Martel mismo reconoce que en el Vaticano, muchas veces, prevalece la homosexualidad sublimada mediante amistades amorosas, no porque sean histéricos sino por la creencia de que la escuela que mejor les enseña  a vivir de acuerdo a lo que abrazaron es la de Platón más que la de Santo Tomás. En el Museo D’ Orsay hay un cuadro que de inmediato viene a cuento en el análisis de la homofilia en Sodoma, una obra de Jean Delville en la que pinta una ronda de cuerpos maricas (doce apóstoles) alrededor del filósofo. El guía, igual que la Emérita Benedicto, ha de convocar a sus alumnos a convertirse en “reyes de sus dolores”, para no contaminar las amistades masculinas amorosas con la corrupción de la carne. Chicas, a contenerse, como se requiere en el “Código Maritain”.

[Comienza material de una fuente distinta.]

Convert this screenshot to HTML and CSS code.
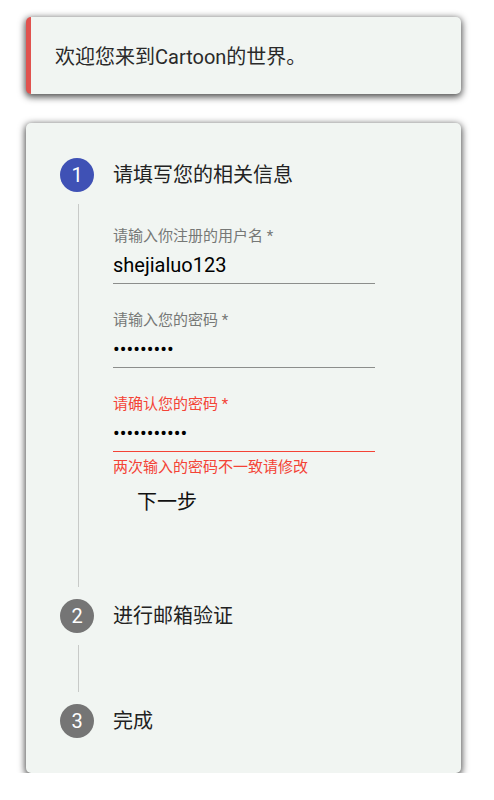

Fréderic Martel viaja por el mundo con este seguro nuevo best seller que es el producto de su propia industria: ha contado con ochenta colaboradores en todos los continentes, mil quinientas entrevistas como resultado, consorcio de abogados que lo habrán de cubrir de las múltiples demandas judiciales. En el medio, anuncia en su cuenta de twitter que Francisco está por concretar un cambio de actitud de la Iglesia respecto de la persecución a los homosexuales en el mundo. El adelanto frustró un encuentro del papa con activistas que ya se encontraban en el Vaticano para revisar el eventual documento (de hecho, la relación de Martel con buena parte del activismo ha sido tensa; el descree del comunitarismo identitario lgtbi, lo que produjo un enfrentamiento sin solución con el filósofo Didier Eribon). Es que la Iglesia quizá busque posicionarse bajo este pontificado como antagonista de la alianza ultra de neopentecostales y neoliberales. Acaso sea un método original de revivir la institución, ya no mediante la obsesión antisexual, sino anteponiendo el viejo concepto fundante de la caridad. El tiempo dirá si ese es el camino que el papa propondrá a la Iglesia y a los católicos. Una nueva forma de cohesión, cuando ya todo lo anterior ha fracasado. A fin y al cabo Martel recuerda que Tomás de Aquino veía en lo contranatural (la homosexualidad, por caso) una manera otra de lo natural, como diría hoy un psicoanalista.